Ja, uneingeschränkt Ja. Das bedingt aber eben dieses gemeinsame Ziel, eine gemeinsame Strategie. Nichts anderes fordern wir von Anfang an. Möge der neue Verband erklären, welche Angelpolitische Grundhaltung er verfolgen will. Möge er konkrete Ziele benennen und für sich selbst und seine Arbeit als Meßlatte festlegen. Macht er aber nicht.

- Erweiterung der Verträge (z.B. Gewässerfonds mit Mecklenburg-Vorpommern) zwischen den Landes- und Regionalverbänden unter einem gemeinsamen Dach

Wenn, wie immer wieder beschworen, die Landesverbände autark bleiben, welche Verbesserungen hinsichtlich der Zusammenarbeit kann es dann geben? Welche unüberbrückbaren Hindernisse gilt es zu überwinden?

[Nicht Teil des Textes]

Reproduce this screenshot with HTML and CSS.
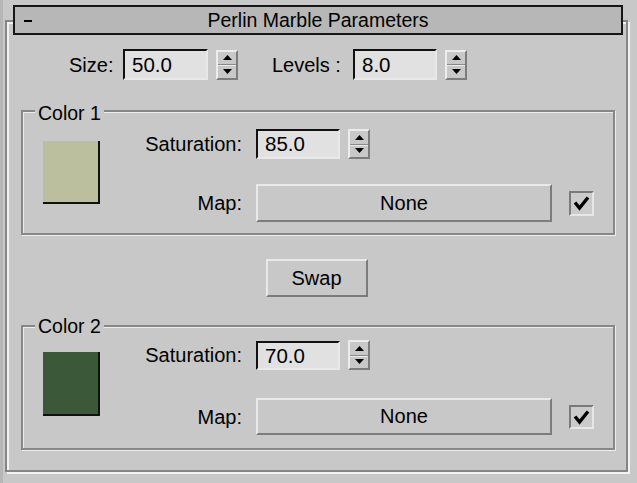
FILE: index.html
```html
<!DOCTYPE html>
<html>
<head>
<meta charset="utf-8">
<link rel="stylesheet" href="styles.css">
</head>
<body>
<div class="frame">
  <div class="title">
    <span class="minus"></span>
    <span class="title-text">Perlin Marble Parameters</span>
  </div>

  <div class="row1">
    <span class="label size-label">Size:</span>
    <div class="input w85">50.0</div>
    <div class="spin">
      <div class="spin-half"><svg width="9" height="5" viewBox="0 0 9 5"><polygon points="4.5,0 9,5 0,5" fill="#000"/></svg></div>
      <div class="spin-half low"><svg width="9" height="5" viewBox="0 0 9 5"><polygon points="0,0 9,0 4.5,5" fill="#000"/></svg></div>
    </div>
    <span class="label levels-label">Levels :</span>
    <div class="input w84">8.0</div>
    <div class="spin">
      <div class="spin-half"><svg width="9" height="5" viewBox="0 0 9 5"><polygon points="4.5,0 9,5 0,5" fill="#000"/></svg></div>
      <div class="spin-half low"><svg width="9" height="5" viewBox="0 0 9 5"><polygon points="0,0 9,0 4.5,5" fill="#000"/></svg></div>
    </div>
  </div>

  <div class="group">
    <div class="group-title">Color 1</div>
    <div class="group-body">
      <div class="swatch swatch1"></div>
      <div class="fields">
        <span class="label right">Saturation:</span>
        <div class="field-row">
          <div class="input w84">85.0</div>
          <div class="spin">
            <div class="spin-half"><svg width="9" height="5" viewBox="0 0 9 5"><polygon points="4.5,0 9,5 0,5" fill="#000"/></svg></div>
            <div class="spin-half low"><svg width="9" height="5" viewBox="0 0 9 5"><polygon points="0,0 9,0 4.5,5" fill="#000"/></svg></div>
          </div>
        </div>
        <span class="label right">Map:</span>
        <div class="field-row">
          <div class="button map-btn">None</div>
          <div class="check"><svg width="21" height="21" viewBox="0 0 21 21"><polyline points="4,9.5 8.5,15 17,4.5" fill="none" stroke="#000" stroke-width="3.4"/></svg></div>
        </div>
      </div>
    </div>
  </div>

  <div class="button swap">Swap</div>

  <div class="group group2">
    <div class="group-title">Color 2</div>
    <div class="group-body">
      <div class="swatch swatch2"></div>
      <div class="fields">
        <span class="label right">Saturation:</span>
        <div class="field-row">
          <div class="input w84">70.0</div>
          <div class="spin">
            <div class="spin-half"><svg width="9" height="5" viewBox="0 0 9 5"><polygon points="4.5,0 9,5 0,5" fill="#000"/></svg></div>
            <div class="spin-half low"><svg width="9" height="5" viewBox="0 0 9 5"><polygon points="0,0 9,0 4.5,5" fill="#000"/></svg></div>
          </div>
        </div>
        <span class="label right">Map:</span>
        <div class="field-row">
          <div class="button map-btn">None</div>
          <div class="check"><svg width="21" height="21" viewBox="0 0 21 21"><polyline points="4,9.5 8.5,15 17,4.5" fill="none" stroke="#000" stroke-width="3.4"/></svg></div>
        </div>
      </div>
    </div>
  </div>
</div>
</body>
</html>
```

FILE: styles.css
```css
* { box-sizing: border-box; }
html, body { margin: 0; padding: 0; }
body {
  width: 637px;
  height: 483px;
  overflow: hidden;
  background: #c8c8c8;
  font-family: "Liberation Sans", Arial, sans-serif;
  font-size: 20px;
  color: #000;
  box-shadow: inset 3px 0 0 #b6b6b6;
  padding-top: 20px;
}

.frame {
  margin-left: 5px;
  width: 623px;
  height: 452px;
  border: 2px solid #858585;
  box-shadow: inset 2px 2px 0 #f2f2f2, 2px 2px 0 #f2f2f2;
}

.title {
  margin: -17px 0 0 6px;
  width: 610px;
  height: 30px;
  border: 2px solid #161616;
  background: #b7b7b7;
  display: grid;
  grid-template-columns: 1fr auto 1fr;
  align-items: center;
}
.minus {
  justify-self: start;
  margin: 2px 0 0 9px;
  width: 8px;
  height: 2px;
  background: #000;
}
.title-text {
  font-size: 19.5px;
  line-height: 20px;
}

.label { line-height: 24px; white-space: nowrap; }
.right { text-align: right; }

.row1 {
  margin-top: 14px;
  padding-left: 62px;
  display: flex;
  align-items: center;
}
.size-label { width: 54px; }
.levels-label { width: 81px; margin-left: 34px; }

.input {
  height: 31px;
  background: #e1e1e1;
  border: 2px solid;
  border-color: #111 #e8e8e8 #e8e8e8 #111;
  padding-left: 7px;
  line-height: 27px;
  font-size: 20.5px;
}
.w85 { width: 85px; }
.w84 { width: 84px; }
.fields .input { height: 30px; line-height: 26px; }
.group2 .fields .input { height: 29px; line-height: 25px; }

.spin {
  margin-left: 8px;
  width: 22px;
  height: 30px;
  display: flex;
  flex-direction: column;
  border: 2px solid;
  border-color: #ececec #7c7c7c #7c7c7c #ececec;
}
.spin-half {
  flex: 1;
  display: flex;
  align-items: center;
  justify-content: center;
}
.spin-half svg { display: block; }
.spin-half.low {
  border-top: 1px solid #8a8a8a;
  box-shadow: inset 0 1px 0 #ececec;
}

.group {
  margin: 30px 0 0 14px;
  width: 594px;
  border: 2px solid #878787;
  box-shadow: inset 1px 1px 0 #ededed, 1px 1px 0 #ededed;
  padding-bottom: 11px;
}
.group-title {
  margin: -9px 0 0 12px;
  width: fit-content;
  padding: 0 3px;
  background: #c8c8c8;
  font-size: 19.5px;
  line-height: 20px;
}
.group-body {
  display: flex;
  align-items: flex-start;
}
.swatch {
  margin: 18px 0 0 20px;
  width: 57px;
  height: 63px;
  border-right: 2px solid #111;
  border-bottom: 2px solid #111;
}
.swatch1 { background: #bcbf9d; }
.swatch2 { background: #3b5939; }

.fields {
  margin-top: 6px;
  display: grid;
  grid-template-columns: 142px auto;
  column-gap: 14px;
  row-gap: 25px;
  align-items: center;
}
.field-row {
  display: flex;
  align-items: center;
}

.button {
  display: flex;
  align-items: center;
  justify-content: center;
  border: 2px solid;
  border-color: #e9e9e9 #7c7c7c #7c7c7c #e9e9e9;
  background: #c8c8c8;
}
.map-btn {
  width: 296px;
  height: 38px;
}
.check {
  margin-left: 17px;
  width: 25px;
  height: 25px;
  border: 2px solid;
  border-color: #7a7a7a #e6e6e6 #e6e6e6 #7a7a7a;
  background: #cbcbcb;
}
.check svg { display: block; }

.swap {
  margin: 24px auto 0;
  width: 102px;
  height: 38px;
}

.group2 { margin-top: 28px; padding-bottom: 13px; }
.group2 .group-title { margin-top: -11px; }
.group2 .swatch { margin-top: 16px; height: 64px; }
.group2 .fields { margin-top: 4px; row-gap: 28px; }
.group2 .map-btn { height: 37px; }
.group2 .check { height: 24px; }
```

- Hilfestellung der Verbände unterschiedlicher Bundesländer bei gemeinsamen Problemen

- Nutzung gemeinsamer Synergien zur Optimierung und Bündelung der Energie gegen Angelgegner

Auch hier gilt, was hat die Verbände bisher gehindert?

- Gemeinsame Stellungnahmen der Länder (alle Bundesländer abgestimmt) EINES Bundesverbandes bei angelfeindlichen Regelungen

Einmal autark, einmal gemeinsam abgestimmt. Fischereigesetze sind Ländersache, wird immer wieder betont. Der Bundesverband habe keinerlei Mitspracherecht.
Nun wird ein eben solches als Vorteil verkauft.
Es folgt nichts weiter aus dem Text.